### Given problem
Quote every line of the data below as it stands, omitting pictures.

### Source data
====

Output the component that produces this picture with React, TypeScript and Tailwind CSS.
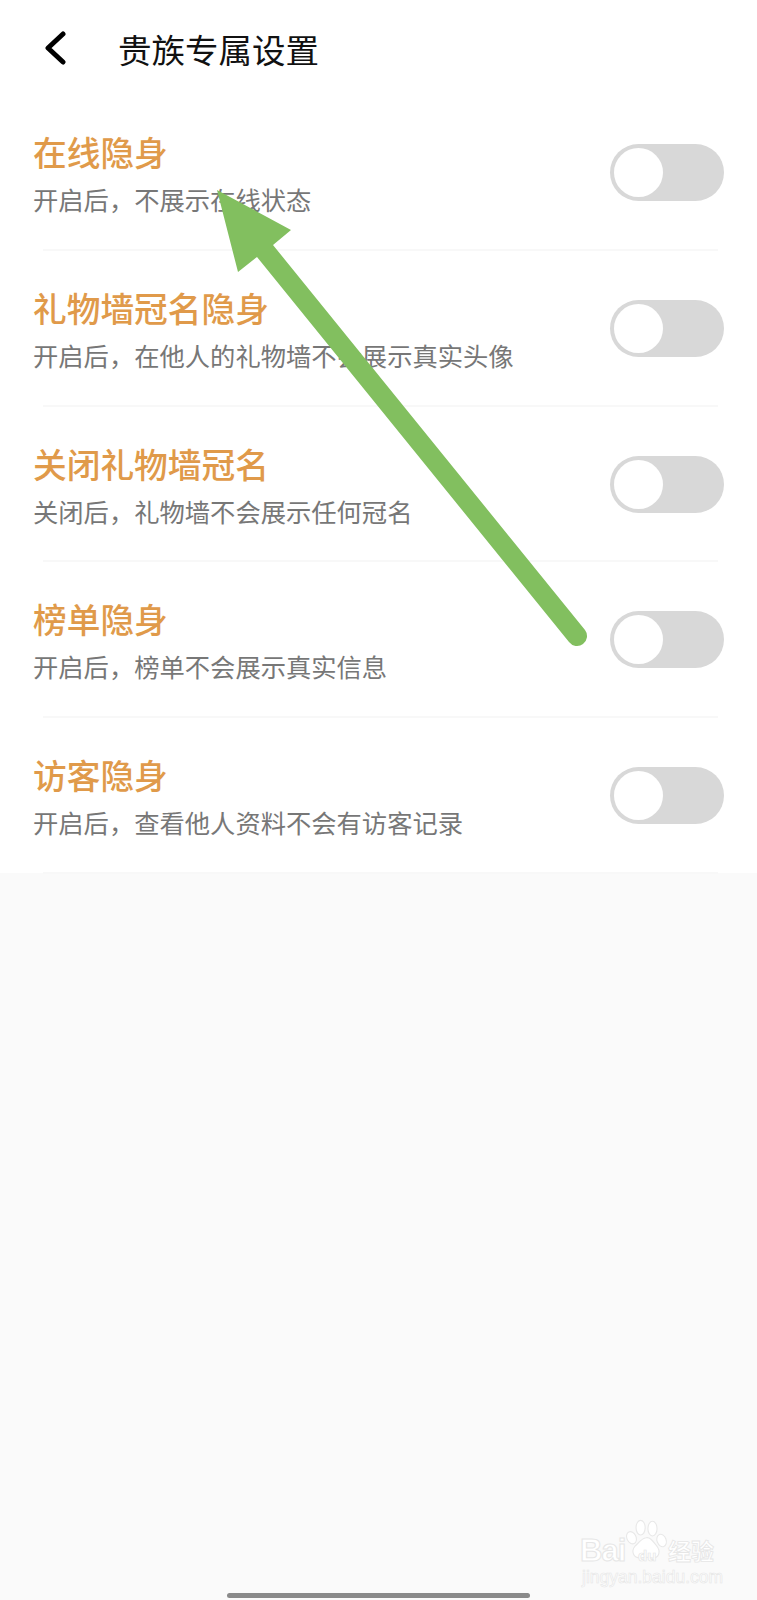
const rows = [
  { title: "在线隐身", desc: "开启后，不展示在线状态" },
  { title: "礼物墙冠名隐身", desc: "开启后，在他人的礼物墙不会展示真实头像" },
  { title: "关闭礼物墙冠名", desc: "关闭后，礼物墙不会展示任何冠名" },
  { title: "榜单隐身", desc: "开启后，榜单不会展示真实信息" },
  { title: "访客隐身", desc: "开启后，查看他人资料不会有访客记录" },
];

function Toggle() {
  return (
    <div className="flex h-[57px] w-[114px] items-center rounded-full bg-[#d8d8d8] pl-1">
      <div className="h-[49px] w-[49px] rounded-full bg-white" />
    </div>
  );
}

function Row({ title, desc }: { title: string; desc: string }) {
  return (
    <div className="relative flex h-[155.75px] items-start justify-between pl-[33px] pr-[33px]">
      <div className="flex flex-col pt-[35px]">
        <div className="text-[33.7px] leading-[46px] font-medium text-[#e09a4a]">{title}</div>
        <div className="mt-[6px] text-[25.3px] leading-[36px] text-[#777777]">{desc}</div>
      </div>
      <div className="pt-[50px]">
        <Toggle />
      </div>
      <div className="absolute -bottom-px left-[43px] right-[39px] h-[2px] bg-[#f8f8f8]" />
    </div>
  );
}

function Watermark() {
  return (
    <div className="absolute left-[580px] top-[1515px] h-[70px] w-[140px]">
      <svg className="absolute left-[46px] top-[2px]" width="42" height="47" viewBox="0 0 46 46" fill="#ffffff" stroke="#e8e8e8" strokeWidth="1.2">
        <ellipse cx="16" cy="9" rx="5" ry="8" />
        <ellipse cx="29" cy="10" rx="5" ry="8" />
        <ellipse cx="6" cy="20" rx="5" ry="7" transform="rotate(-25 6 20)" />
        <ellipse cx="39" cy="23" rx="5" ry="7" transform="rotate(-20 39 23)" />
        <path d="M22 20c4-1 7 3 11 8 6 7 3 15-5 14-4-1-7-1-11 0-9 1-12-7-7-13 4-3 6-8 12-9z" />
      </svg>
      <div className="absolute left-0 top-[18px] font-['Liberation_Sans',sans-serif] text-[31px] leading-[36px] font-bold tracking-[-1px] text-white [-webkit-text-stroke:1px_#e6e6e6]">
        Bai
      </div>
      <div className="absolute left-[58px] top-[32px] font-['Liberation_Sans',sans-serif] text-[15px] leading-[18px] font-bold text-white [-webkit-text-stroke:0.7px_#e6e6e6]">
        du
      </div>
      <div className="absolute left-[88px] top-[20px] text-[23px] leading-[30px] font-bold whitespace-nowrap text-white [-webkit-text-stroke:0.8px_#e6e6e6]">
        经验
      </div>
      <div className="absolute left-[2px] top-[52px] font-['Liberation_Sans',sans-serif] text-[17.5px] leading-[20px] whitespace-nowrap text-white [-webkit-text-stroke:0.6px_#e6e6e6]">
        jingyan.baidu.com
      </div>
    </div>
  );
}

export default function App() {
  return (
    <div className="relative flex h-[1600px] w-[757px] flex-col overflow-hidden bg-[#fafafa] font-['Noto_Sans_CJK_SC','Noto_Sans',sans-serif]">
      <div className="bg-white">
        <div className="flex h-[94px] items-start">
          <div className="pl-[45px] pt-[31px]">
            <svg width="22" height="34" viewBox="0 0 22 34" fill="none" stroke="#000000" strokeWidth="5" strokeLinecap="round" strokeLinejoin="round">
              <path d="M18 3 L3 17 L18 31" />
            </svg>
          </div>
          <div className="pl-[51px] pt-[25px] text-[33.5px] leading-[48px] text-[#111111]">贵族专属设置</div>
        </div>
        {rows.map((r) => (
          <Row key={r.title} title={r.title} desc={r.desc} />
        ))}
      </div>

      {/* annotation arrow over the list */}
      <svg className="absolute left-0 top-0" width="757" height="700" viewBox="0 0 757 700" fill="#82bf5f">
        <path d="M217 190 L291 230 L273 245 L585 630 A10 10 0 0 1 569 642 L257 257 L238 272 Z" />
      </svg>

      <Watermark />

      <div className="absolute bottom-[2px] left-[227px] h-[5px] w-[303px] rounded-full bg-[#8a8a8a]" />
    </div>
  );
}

====

### Solved problem
Output the component that produces this picture with React, TypeScript and Tailwind CSS.
const rows = [
  { title: "在线隐身", desc: "开启后，不展示在线状态" },
  { title: "礼物墙冠名隐身", desc: "开启后，在他人的礼物墙不会展示真实头像" },
  { title: "关闭礼物墙冠名", desc: "关闭后，礼物墙不会展示任何冠名" },
  { title: "榜单隐身", desc: "开启后，榜单不会展示真实信息" },
  { title: "访客隐身", desc: "开启后，查看他人资料不会有访客记录" },
];

function Toggle() {
  return (
    <div className="flex h-[57px] w-[114px] items-center rounded-full bg-[#d8d8d8] pl-1">
      <div className="h-[49px] w-[49px] rounded-full bg-white" />
    </div>
  );
}

function Row({ title, desc }: { title: string; desc: string }) {
  return (
    <div className="relative flex h-[155.75px] items-start justify-between pl-[33px] pr-[33px]">
      <div className="flex flex-col pt-[35px]">
        <div className="text-[33.7px] leading-[46px] font-medium text-[#e09a4a]">{title}</div>
        <div className="mt-[6px] text-[25.3px] leading-[36px] text-[#777777]">{desc}</div>
      </div>
      <div className="pt-[50px]">
        <Toggle />
      </div>
      <div className="absolute -bottom-px left-[43px] right-[39px] h-[2px] bg-[#f8f8f8]" />
    </div>
  );
}

function Watermark() {
  return (
    <div className="absolute left-[580px] top-[1515px] h-[70px] w-[140px]">
      <svg className="absolute left-[46px] top-[2px]" width="42" height="47" viewBox="0 0 46 46" fill="#ffffff" stroke="#e8e8e8" strokeWidth="1.2">
        <ellipse cx="16" cy="9" rx="5" ry="8" />
        <ellipse cx="29" cy="10" rx="5" ry="8" />
        <ellipse cx="6" cy="20" rx="5" ry="7" transform="rotate(-25 6 20)" />
        <ellipse cx="39" cy="23" rx="5" ry="7" transform="rotate(-20 39 23)" />
        <path d="M22 20c4-1 7 3 11 8 6 7 3 15-5 14-4-1-7-1-11 0-9 1-12-7-7-13 4-3 6-8 12-9z" />
      </svg>
      <div className="absolute left-0 top-[18px] font-['Liberation_Sans',sans-serif] text-[31px] leading-[36px] font-bold tracking-[-1px] text-white [-webkit-text-stroke:1px_#e6e6e6]">
        Bai
      </div>
      <div className="absolute left-[58px] top-[32px] font-['Liberation_Sans',sans-serif] text-[15px] leading-[18px] font-bold text-white [-webkit-text-stroke:0.7px_#e6e6e6]">
        du
      </div>
      <div className="absolute left-[88px] top-[20px] text-[23px] leading-[30px] font-bold whitespace-nowrap text-white [-webkit-text-stroke:0.8px_#e6e6e6]">
        经验
      </div>
      <div className="absolute left-[2px] top-[52px] font-['Liberation_Sans',sans-serif] text-[17.5px] leading-[20px] whitespace-nowrap text-white [-webkit-text-stroke:0.6px_#e6e6e6]">
        jingyan.baidu.com
      </div>
    </div>
  );
}

export default function App() {
  return (
    <div className="relative flex h-[1600px] w-[757px] flex-col overflow-hidden bg-[#fafafa] font-['Noto_Sans_CJK_SC','Noto_Sans',sans-serif]">
      <div className="bg-white">
        <div className="flex h-[94px] items-start">
          <div className="pl-[45px] pt-[31px]">
            <svg width="22" height="34" viewBox="0 0 22 34" fill="none" stroke="#000000" strokeWidth="5" strokeLinecap="round" strokeLinejoin="round">
              <path d="M18 3 L3 17 L18 31" />
            </svg>
          </div>
          <div className="pl-[51px] pt-[25px] text-[33.5px] leading-[48px] text-[#111111]">贵族专属设置</div>
        </div>
        {rows.map((r) => (
          <Row key={r.title} title={r.title} desc={r.desc} />
        ))}
      </div>

      {/* annotation arrow over the list */}
      <svg className="absolute left-0 top-0" width="757" height="700" viewBox="0 0 757 700" fill="#82bf5f">
        <path d="M217 190 L291 230 L273 245 L585 630 A10 10 0 0 1 569 642 L257 257 L238 272 Z" />
      </svg>

      <Watermark />

      <div className="absolute bottom-[2px] left-[227px] h-[5px] w-[303px] rounded-full bg-[#8a8a8a]" />
    </div>
  );
}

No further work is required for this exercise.